REQUIREMENT: Tally up how many lines in the listing below contain the string "React", and give only the total.

DATA BLOCK:
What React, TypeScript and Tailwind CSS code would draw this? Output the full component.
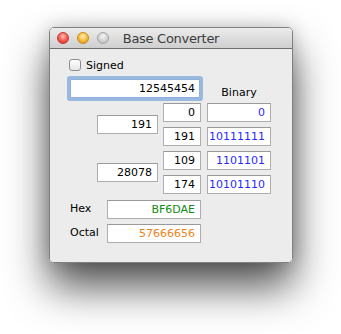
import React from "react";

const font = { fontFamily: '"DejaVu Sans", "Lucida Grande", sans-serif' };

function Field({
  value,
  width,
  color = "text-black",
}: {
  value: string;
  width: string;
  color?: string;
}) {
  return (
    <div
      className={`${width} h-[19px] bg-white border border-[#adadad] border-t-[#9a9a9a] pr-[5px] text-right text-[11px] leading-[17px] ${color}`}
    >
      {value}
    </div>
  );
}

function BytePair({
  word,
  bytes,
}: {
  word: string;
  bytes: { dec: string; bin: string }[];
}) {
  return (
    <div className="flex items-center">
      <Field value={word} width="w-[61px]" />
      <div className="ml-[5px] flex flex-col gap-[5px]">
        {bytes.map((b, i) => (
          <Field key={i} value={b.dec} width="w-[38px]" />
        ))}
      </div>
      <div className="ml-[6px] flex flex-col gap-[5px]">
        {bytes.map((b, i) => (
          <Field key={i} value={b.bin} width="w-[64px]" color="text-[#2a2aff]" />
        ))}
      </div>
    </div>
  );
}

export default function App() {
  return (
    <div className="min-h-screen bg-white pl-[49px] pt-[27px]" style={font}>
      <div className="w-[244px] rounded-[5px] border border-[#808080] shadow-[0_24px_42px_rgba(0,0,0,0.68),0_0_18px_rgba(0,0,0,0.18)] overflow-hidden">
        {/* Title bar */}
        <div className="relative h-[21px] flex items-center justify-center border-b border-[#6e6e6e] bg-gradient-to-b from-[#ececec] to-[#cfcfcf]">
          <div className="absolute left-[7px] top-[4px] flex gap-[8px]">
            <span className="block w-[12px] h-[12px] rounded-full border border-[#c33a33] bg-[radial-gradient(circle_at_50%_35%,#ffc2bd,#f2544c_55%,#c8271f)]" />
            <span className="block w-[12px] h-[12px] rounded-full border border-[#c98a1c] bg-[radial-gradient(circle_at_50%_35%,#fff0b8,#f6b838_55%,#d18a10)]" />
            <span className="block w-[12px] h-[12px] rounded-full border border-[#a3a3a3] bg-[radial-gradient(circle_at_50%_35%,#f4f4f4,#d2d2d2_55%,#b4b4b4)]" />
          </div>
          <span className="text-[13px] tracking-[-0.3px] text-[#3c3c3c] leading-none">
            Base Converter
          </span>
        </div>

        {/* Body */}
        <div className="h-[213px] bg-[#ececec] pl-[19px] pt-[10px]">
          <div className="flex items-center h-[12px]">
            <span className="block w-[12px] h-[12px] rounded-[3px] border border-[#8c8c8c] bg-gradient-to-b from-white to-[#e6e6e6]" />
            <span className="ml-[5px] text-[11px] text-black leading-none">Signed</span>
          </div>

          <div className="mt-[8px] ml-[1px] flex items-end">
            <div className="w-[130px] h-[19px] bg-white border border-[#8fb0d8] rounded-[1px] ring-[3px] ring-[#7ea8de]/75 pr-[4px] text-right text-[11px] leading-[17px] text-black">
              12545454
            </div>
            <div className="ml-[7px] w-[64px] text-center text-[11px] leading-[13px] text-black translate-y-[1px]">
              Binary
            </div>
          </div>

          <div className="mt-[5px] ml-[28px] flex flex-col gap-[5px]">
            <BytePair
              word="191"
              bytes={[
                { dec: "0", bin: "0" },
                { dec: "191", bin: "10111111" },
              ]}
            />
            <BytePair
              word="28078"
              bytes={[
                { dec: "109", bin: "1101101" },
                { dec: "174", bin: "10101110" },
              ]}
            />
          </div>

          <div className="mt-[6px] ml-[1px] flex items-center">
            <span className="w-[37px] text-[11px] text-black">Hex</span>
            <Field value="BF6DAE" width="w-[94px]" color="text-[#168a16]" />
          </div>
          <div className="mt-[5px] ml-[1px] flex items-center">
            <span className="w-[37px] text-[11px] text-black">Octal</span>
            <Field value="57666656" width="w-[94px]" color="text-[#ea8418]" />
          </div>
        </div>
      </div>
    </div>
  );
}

SOLUTION TO THIS PROBLEM: 2